You yet to admit than Loz used the wooden chair to blind her didn't you

I will continue this argument tomorrow, I have 6 hours to sleep before college


----------



## Ice (Nov 3, 2012)

firekioken said:


> You yet to admit than Loz used the wooden chair to blind her didn't you
> 
> I will continue this argument tomorrow, I have 6 hours to sleep before *college*


Another one.


----------



## Adamant soul (Nov 3, 2012)

firekioken said:


> You yet to admit than Loz used the wooden chair to blind her didn't you
> 
> I will continue this argument tomorrow, I have 6 hours to sleep before college



You yet to admit Loz could have ended that fight any time he wished and the only reason she seemed to be winning was because Loz was barely trying at the time as most people with any common sense can tell.

I tire of this argument anyway, you've yet to produce any legitimate counter to the Shiva Sisters, nor any way Tifa can stop him from summoning them (she can't). I've said all I need to, if you wish to continue living in your dream world where Tifa has a hope in hell against Snow be my guest, but I won't respond to any more of your baseless and idiotic arguments.


----------



## DarkSlayerZero (Nov 3, 2012)

Can my Fang transform into Ragnarok?

Also Snow's Shiva can fly in bike mode.


----------



## Ulti (Nov 3, 2012)

firekioken said:


> When was shown him dodging bullets?



Cutscene when you first enter the colosseum and Snow is going at it with Gilgamesh.


----------



## firekioken (Nov 3, 2012)

Adamant soul said:


> You yet to admit Loz could have ended that fight any time he wished and the only reason she seemed to be winning was because Loz was barely trying at the time as most people with any common sense can tell.
> 
> I tire of this argument anyway, you've yet to produce any legitimate counter to the Shiva Sisters, nor any way Tifa can stop him from summoning them (she can't). I've said all I need to, if you wish to continue living in your dream world where Tifa has a hope in hell against Snow be my guest, but I won't respond to any more of your baseless and idiotic arguments.


No the only reason Loz beated Tifa was because he FINALLY had the opportunity to do so. You make it seem as he did not try the whole fight? LOL rematch the fight Tifa was on him all the time, she had superior fighting skills (monk), superior speed, agility. She was to good for him. She tought the fight was over after the last throw wich was a mistake.
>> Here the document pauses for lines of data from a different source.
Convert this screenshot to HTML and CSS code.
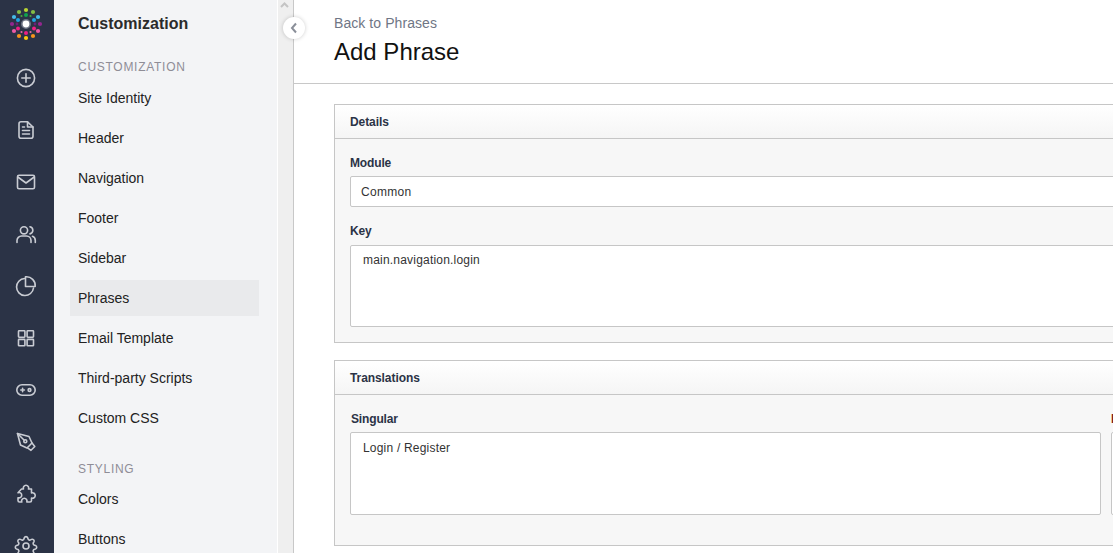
FILE: index.html
```html
<!DOCTYPE html>
<html>
<head>
    <title>Add Phrase</title>
    <link rel="stylesheet" href="styles.css">
</head>
<body>
    <div class="page">
        <div class="rail">
            <div class="rail-logo">
                <svg width="34" height="34" viewBox="9 7 34 34">
                    <circle cx="26" cy="10" r="2.100" fill="#b8d433"/>
                    <circle cx="19" cy="12" r="2.100" fill="#84bd45"/>
                    <circle cx="33" cy="12" r="2.100" fill="#84bd45"/>
                    <circle cx="14" cy="17" r="2.100" fill="#45bce9"/>
                    <circle cx="38" cy="17" r="2.100" fill="#45bce9"/>
                    <circle cx="12" cy="24" r="2.100" fill="#93278f"/>
                    <circle cx="40" cy="24" r="2.100" fill="#93278f"/>
                    <circle cx="14" cy="31" r="2.100" fill="#ec5aa5"/>
                    <circle cx="38" cy="31" r="2.100" fill="#ec5aa5"/>
                    <circle cx="19" cy="36" r="2.100" fill="#f7941d"/>
                    <circle cx="33" cy="36" r="2.100" fill="#f7941d"/>
                    <circle cx="26" cy="38" r="2.100" fill="#ffc90e"/>
                    <circle cx="26" cy="15" r="2" fill="#0fa34f"/>
                    <circle cx="18" cy="20" r="2" fill="#1fa3df"/>
                    <circle cx="34" cy="20" r="2" fill="#1fa3df"/>
                    <circle cx="17" cy="24" r="1.400" fill="#6d2077"/>
                    <circle cx="35" cy="24" r="1.400" fill="#6d2077"/>
                    <circle cx="18" cy="28.500" r="2" fill="#ec1f85"/>
                    <circle cx="34" cy="28.500" r="2" fill="#ec1f85"/>
                    <circle cx="26" cy="33" r="2" fill="#ec1f85"/>
                    <circle cx="21.500" cy="16" r="1.100" fill="#4da83e"/>
                    <circle cx="30.500" cy="16" r="1.100" fill="#4da83e"/>
                    <circle cx="21.500" cy="32" r="1.100" fill="#e56aa8"/>
                    <circle cx="30.500" cy="32" r="1.100" fill="#e56aa8"/>
                    <circle cx="26" cy="24" r="4.200" fill="#fff" stroke="#6c7384" stroke-width="1.600"/>
                </svg>
            </div>
            <div class="rail-item">
                <svg class="rail-icon" viewBox="0 0 24 24"><circle cx="12" cy="12" r="8.600"/><path d="M12 7.800v8.400M7.800 12h8.400"/></svg>
            </div>
            <div class="rail-item">
                <svg class="rail-icon" viewBox="0 0 24 24"><path d="M13.500 3.800H7a2 2 0 0 0-2 2v12.400a2 2 0 0 0 2 2h10a2 2 0 0 0 2-2V9z"/><path d="M13.500 3.800V9H19M8.500 12.500h7M8.500 16h7M8.500 9h2"/></svg>
            </div>
            <div class="rail-item">
                <svg class="rail-icon" viewBox="0 0 24 24"><rect x="3.500" y="5.200" width="17" height="13.600" rx="1.500"/><path d="M3.800 7l8.200 6 8.200-6"/></svg>
            </div>
            <div class="rail-item">
                <svg class="rail-icon" viewBox="0 0 24 24"><circle cx="10" cy="8.300" r="3.600"/><path d="M3 20.500v-2a4.500 4.500 0 0 1 4.500-4.500h5a4.500 4.500 0 0 1 4.500 4.500v2"/><path d="M16 4.700a3.700 3.700 0 0 1 0 7.200M18.500 14.300a4.500 4.500 0 0 1 2.800 4.200v2"/></svg>
            </div>
            <div class="rail-item">
                <svg class="rail-icon" viewBox="0 0 24 24"><path d="M10.500 4.500a8.500 8.500 0 1 0 9 9.500"/><path d="M11.500 2.800a8.800 8.800 0 0 1 9.700 9.700h-9.700z"/></svg>
            </div>
            <div class="rail-item">
                <svg class="rail-icon" viewBox="0 0 24 24"><rect x="4.500" y="4.800" width="6.400" height="6.400" rx=".6"/><rect x="13.100" y="4.800" width="6.400" height="6.400" rx=".6"/><rect x="4.500" y="13.400" width="6.400" height="6.400" rx=".6"/><rect x="13.100" y="13.400" width="6.400" height="6.400" rx=".6"/></svg>
            </div>
            <div class="rail-item">
                <svg class="rail-icon" viewBox="0 0 24 24"><rect x="2.800" y="6.800" width="18.400" height="10.400" rx="5.200"/><path d="M6.800 12h3.600M8.600 10.200v3.600"/><circle cx="15.500" cy="12" r="1.400"/></svg>
            </div>
            <div class="rail-item">
                <svg class="rail-icon" viewBox="0 0 24 24"><path d="M3.500 3.500l11.500 3 3 6.500-5 5-6.500-3z"/><path d="M18 13l2.800 3.500-3.800 3.800-3.500-2.500"/><path d="M3.500 3.500l7 7"/><circle cx="11.300" cy="11.300" r="1.500"/></svg>
            </div>
            <div class="rail-item">
                <svg class="rail-icon" viewBox="0 0 24 24"><path d="M7.500 7h2a2.700 2.700 0 1 1 5 0h3v4a2.700 2.700 0 1 1 0 5v2.500a1.500 1.500 0 0 1-1.500 1.500h-3.200a2.700 2.700 0 1 0-5 0H5.500A1.500 1.500 0 0 1 4 18.500v-2.800a2.700 2.700 0 1 0 0-5z"/></svg>
            </div>
            <div class="rail-item">
                <svg class="rail-icon" viewBox="0 0 24 24"><circle cx="12" cy="12" r="3"/><path d="M10.300 3.800a1.800 1.800 0 0 1 3.400 0l.3 1a1.800 1.800 0 0 0 2.600 1.100l.9-.5a1.800 1.800 0 0 1 2.400 2.400l-.5.900a1.800 1.800 0 0 0 1.100 2.600l1 .3a1.800 1.800 0 0 1 0 3.400l-1 .3a1.800 1.800 0 0 0-1.100 2.600l.5.900a1.800 1.800 0 0 1-2.400 2.400l-.9-.5a1.800 1.800 0 0 0-2.600 1.100l-.3 1a1.800 1.800 0 0 1-3.400 0l-.3-1a1.800 1.800 0 0 0-2.600-1.100l-.9.500a1.800 1.800 0 0 1-2.400-2.400l.5-.9a1.800 1.800 0 0 0-1.100-2.600l-1-.3a1.800 1.800 0 0 1 0-3.400l1-.3a1.800 1.800 0 0 0 1.100-2.600l-.5-.9a1.800 1.800 0 0 1 2.400-2.400l.9.5a1.800 1.800 0 0 0 2.600-1.100z"/></svg>
            </div>
        </div>

        <div class="sidebar">
            <div class="sidebar-title">Customization</div>
            <div class="nav-section">Customization</div>
            <a class="nav-item">Site Identity</a>
            <a class="nav-item">Header</a>
            <a class="nav-item">Navigation</a>
            <a class="nav-item">Footer</a>
            <a class="nav-item">Sidebar</a>
            <a class="nav-item active">Phrases</a>
            <a class="nav-item">Email Template</a>
            <a class="nav-item">Third-party Scripts</a>
            <a class="nav-item">Custom CSS</a>
            <div class="nav-section styling">Styling</div>
            <a class="nav-item">Colors</a>
            <a class="nav-item">Buttons</a>
        </div>

        <div class="scroll-strip">
            <svg class="scroll-arrow" width="9" height="6" viewBox="0 0 9 6"><path d="M1 5l3.500-3.500L8 5"/></svg>
        </div>

        <div class="main">
            <div class="collapse-btn">
                <svg width="8" height="12" viewBox="0 0 8 12"><path d="M6 1.500L2 6l4 4.500"/></svg>
            </div>
            <div class="main-head">
                <a class="back-link">Back to Phrases</a>
                <h1>Add Phrase</h1>
            </div>
            <div class="main-body">
                <div class="panel">
                    <div class="panel-head">Details</div>
                    <div class="panel-body">
                        <label>Module</label>
                        <div class="field select-field">Common</div>
                        <label class="key-label">Key</label>
                        <div class="field key-field">main.navigation.login</div>
                    </div>
                </div>
                <div class="panel">
                    <div class="panel-head">Translations</div>
                    <div class="panel-body trans-body">
                        <div>
                            <label class="trans-label">Singular</label>
                            <div class="field trans-field">Login / Register</div>
                        </div>
                        <div>
                            <label class="plural">Plural</label>
                            <div class="field trans-field"></div>
                        </div>
                    </div>
                </div>
            </div>
        </div>
    </div>
</body>
</html>
```

FILE: styles.css
```css
html, body {
    margin: 0;
    height: 100%;
    overflow: hidden;
}
body {
    font-family: "Liberation Sans", Arial, sans-serif;
    background-color: #fff;
    color: #222;
}
.page {
    display: flex;
    height: 553px;
    overflow: hidden;
}

/* left icon rail */
.rail {
    flex: none;
    width: 54px;
    box-sizing: border-box;
    padding-right: 2px;
    background-color: #2b3346;
}
.rail-logo {
    height: 52px;
    display: flex;
    align-items: center;
    justify-content: center;
    padding-bottom: 4px;
    box-sizing: border-box;
}
.rail-item {
    height: 52px;
    display: flex;
    align-items: center;
    justify-content: center;
}
.rail-icon {
    width: 24px;
    height: 24px;
    fill: none;
    stroke: #c9ccd3;
    stroke-width: 1.600;
    stroke-linecap: round;
    stroke-linejoin: round;
}

/* customization sidebar */
.sidebar {
    flex: none;
    width: 207px;
    height: 553px;
    background-color: #f3f4f6;
    border-right: 1px solid #fff;
    padding-left: 16px;
}
.sidebar-title {
    font-size: 16px;
    font-weight: bold;
    line-height: 18px;
    margin: 15px 0 0 8px;
    color: #2b2b2b;
}
.nav-section {
    font-size: 12px;
    line-height: 14px;
    letter-spacing: 0.72px;
    text-transform: uppercase;
    color: #8f8d96;
    margin: 27px 0 6px 8px;
}
.nav-section.styling {
    margin-top: 26px;
    margin-bottom: 5px;
}
.nav-item {
    display: block;
    width: 181px;
    height: 36px;
    line-height: 36px;
    padding-left: 8px;
    margin-bottom: 4px;
    font-size: 14px;
    color: #222;
}
.nav-item.active {
    background-color: #e9eaec;
}
.scroll-strip {
    flex: none;
    width: 15px;
    background-color: #efefef;
    border-right: 1px solid #c8c8c8;
}
.scroll-arrow {
    display: block;
    margin: 2px 0 0 2px;
    fill: none;
    stroke: #c4c4c4;
    stroke-width: 2;
}

/* main area */
.main {
    flex: none;
    width: 1623px;
}
.collapse-btn {
    position: absolute;
    left: 283px;
    top: 17px;
    width: 22px;
    height: 22px;
    border-radius: 50%;
    background-color: #fff;
    box-shadow: 0 0 4px rgba(0,0,0,0.2);
    display: flex;
    align-items: center;
    justify-content: center;
}
.collapse-btn svg {
    fill: none;
    stroke: #8a8f99;
    stroke-width: 2;
}
.main-head {
    height: 84px;
    box-sizing: border-box;
    padding: 15px 0 0 40px;
    border-bottom: 1px solid #c8c8c8;
}
.back-link {
    display: block;
    font-size: 14px;
    line-height: 16px;
    letter-spacing: 0.07px;
    color: #6f7685;
}
h1 {
    font-size: 24px;
    font-weight: normal;
    line-height: 28px;
    margin: 7px 0 0;
    color: #111;
}
.main-body {
    padding: 20px 0 0 40px;
}
.panel {
    width: 1543px;
    box-sizing: border-box;
    border: 1px solid #c6c6c6;
    background-color: #f7f7f7;
    margin-bottom: 17px;
}
.panel-head {
    height: 33px;
    line-height: 35px;
    padding-left: 15px;
    font-size: 12px;
    font-weight: bold;
    letter-spacing: -0.08px;
    color: #2b3346;
    background: linear-gradient(#fff, #f5f5f5);
    border-bottom: 1px solid #c6c6c6;
}
.panel-body {
    padding: 17px 15px 15px;
}
label {
    display: block;
    font-size: 12px;
    font-weight: bold;
    line-height: 14px;
    letter-spacing: -0.15px;
    color: #2b3346;
    margin-bottom: 6px;
}
.key-label {
    margin-top: 17px;
    margin-bottom: 7px;
}
.trans-label {
    margin-left: 1px;
}
.plural {
    color: #7a2020;
}
.field {
    box-sizing: border-box;
    background-color: #fff;
    border: 1px solid #c6c6c6;
    border-radius: 2px;
    font-size: 12px;
    letter-spacing: 0.2px;
    color: #333;
}
.select-field {
    height: 31px;
    line-height: 30px;
    padding-left: 10px;
    letter-spacing: 0.3px;
}
.key-field {
    height: 82px;
    padding: 7px 12px;
    line-height: 14px;
}
.trans-body {
    display: grid;
    grid-template-columns: 751px 750px;
    gap: 10px;
    padding: 17px 15px 30px;
}
.trans-field {
    height: 83px;
    padding: 8px 12px;
    line-height: 14px;
}
```
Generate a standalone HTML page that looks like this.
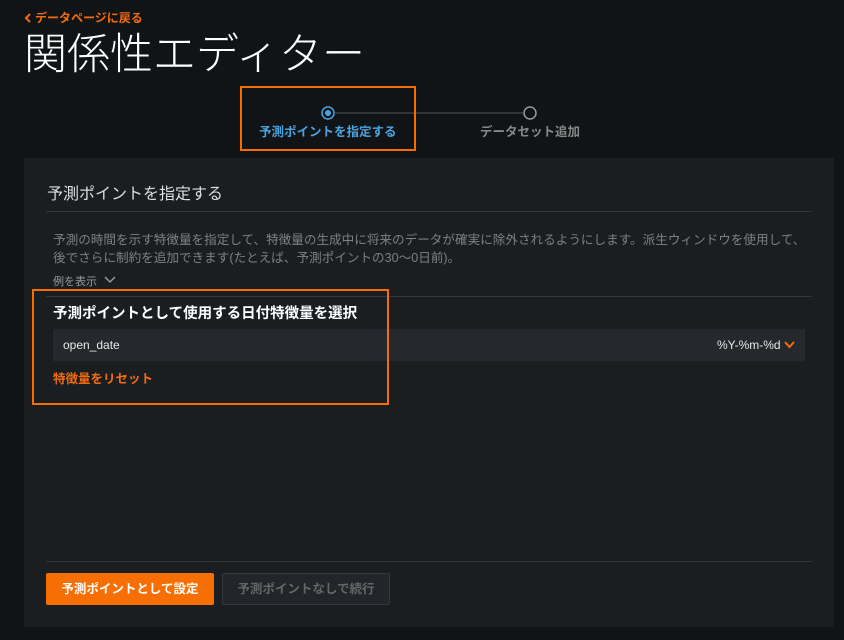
<!DOCTYPE html>
<html><head><meta charset="utf-8"><style>
*{margin:0;padding:0;box-sizing:border-box}
body{width:844px;height:640px;background:#111416;font-family:"Liberation Sans","Noto Sans CJK JP",sans-serif;position:relative;overflow:hidden;color:#ddd}
.a{position:absolute;white-space:nowrap}
</style></head><body>
<svg class="a" style="left:24px;top:13px" width="8" height="10"><path d="M6 1 L2 5 L6 9" fill="none" stroke="#f26b0f" stroke-width="2"/></svg>
<div class="a" style="left:35px;top:10px;font-size:12px;font-weight:bold;color:#f26b0f;line-height:16px">データページに戻る</div>
<div class="a" style="left:24px;top:23px;font-size:43px;font-weight:300;color:#fff;line-height:56px;font-family:'Noto Sans CJK JP',sans-serif">関係性エディター</div>
<svg class="a" style="left:0;top:0" width="844" height="160">
<line x1="335" y1="113" x2="523" y2="113" stroke="#555" stroke-width="1"/>
<circle cx="328" cy="113" r="6" fill="none" stroke="#4aa3df" stroke-width="1.5"/>
<circle cx="328" cy="113" r="3" fill="#4aa3df"/>
<circle cx="530" cy="113" r="6" fill="none" stroke="#999" stroke-width="1.5"/>
</svg>
<div class="a" style="left:259px;top:121px;font-size:12.5px;font-weight:bold;color:#4aa3df">予測ポイントを指定する</div>
<div class="a" style="left:480px;top:121px;font-size:12.5px;font-weight:bold;color:#888">データセット追加</div>
<div class="a" style="left:240px;top:86px;width:176px;height:65px;border:2px solid #f76e05"></div>
<div class="a" style="left:24px;top:158px;width:810px;height:469px;background:#1b1e21"></div>
<div class="a" style="left:47px;top:180px;font-size:16px;color:#ddd">予測ポイントを指定する</div>
<div class="a" style="left:46px;top:211px;width:766px;height:1px;background:#33373a"></div>
<div class="a" style="left:53px;top:231px;font-size:12.6px;color:#7d8083;line-height:18px">予測の時間を示す特徴量を指定して、特徴量の生成中に将来のデータが確実に除外されるようにします。派生ウィンドウを使用して、<br>後でさらに制約を追加できます(たとえば、予測ポイントの30〜0日前)。</div>
<div class="a" style="left:53px;top:273px;font-size:11px;color:#999">例を表示</div>
<svg class="a" style="left:104px;top:276px" width="12" height="8"><path d="M1 1 L6 6 L11 1" fill="none" stroke="#999" stroke-width="1.5"/></svg>
<div class="a" style="left:46px;top:296px;width:766px;height:1px;background:#33373a"></div>
<div class="a" style="left:53px;top:302px;font-size:14.5px;font-weight:bold;color:#fff">予測ポイントとして使用する日付特徴量を選択</div>
<div class="a" style="left:53px;top:329px;width:752px;height:32px;background:#25292d"></div>
<div class="a" style="left:63px;top:338px;font-size:12px;color:#e8e8e8">open_date</div>
<div class="a" style="left:717px;top:338px;font-size:12px;color:#e8e8e8">%Y-%m-%d</div>
<svg class="a" style="left:784px;top:341px" width="11" height="8"><path d="M1 1 L5.5 6 L10 1" fill="none" stroke="#f76e05" stroke-width="2"/></svg>
<div class="a" style="left:53px;top:368px;font-size:12.5px;font-weight:bold;color:#f26b0f">特徴量をリセット</div>
<div class="a" style="left:32px;top:289px;width:357px;height:116px;border:2px solid #f76e05"></div>
<div class="a" style="left:46px;top:561px;width:766px;height:1px;background:#33373a"></div>
<div class="a" style="left:46px;top:573px;width:168px;height:32px;background:#f76e05;border-radius:2px;color:#fff;font-size:12.5px;font-weight:bold;text-align:center;line-height:32px">予測ポイントとして設定</div>
<div class="a" style="left:222px;top:573px;width:168px;height:32px;background:#22262a;border:1px solid #34383c;border-radius:2px;color:#666;font-size:12.5px;font-weight:bold;text-align:center;line-height:30px">予測ポイントなしで続行</div>
</body></html>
She stop punishing Loz. At the end of the fight Loz blinded her with the wooden chair an basically suckerpunched her

How will Snow summon the Shiva sisters if Tifa is on him punishing his amateur brawling?


----------



## Adamant soul (Nov 3, 2012)

firekioken said:


> No the only reason Loz beated Tifa was because he FINALLY had the opportunity to do so. You make it seem as he did not try the whole fight? LOL rematch the fight Tifa was on him all the time, she had superior fighting skills (monk), superior speed, agility. She was to good for him. She tought the fight was over after the last throw wich was a mistake. She stop punishing Loz. At the end of the fight Loz blinded her with the wooden chair an basically suckerpunched her
> 
> How will Snow summon the Shiva sisters if Tifa is on him punishing his amateur brawling?



Your ignorance is getting hilarious dude. Oh yeah Loz can fight Cloud without getting instantly pwned yet he can't beat Tifa without a cheap shot and don't even bring up Geostigma because as the Bahamut Sin fight proved even a weakened Cloud is BY FAR the strongest member of the party in every single way short of Chaos Vincent, Tifa doesn't compare to Cloud in any form, yet you are actually entertaining the notion Loz was going all out against Tifa. :rofl 

Does it not strike you as odd that Loz only used his true speed once against Tifa yet used it constantly against Cloud. Yeah he was really going all out against Tifa like despite the fact he wasn't hurt in the slightest, hardly even moved prior to blitzing her and basically said he was "playing with her" which you have conventionally ignored.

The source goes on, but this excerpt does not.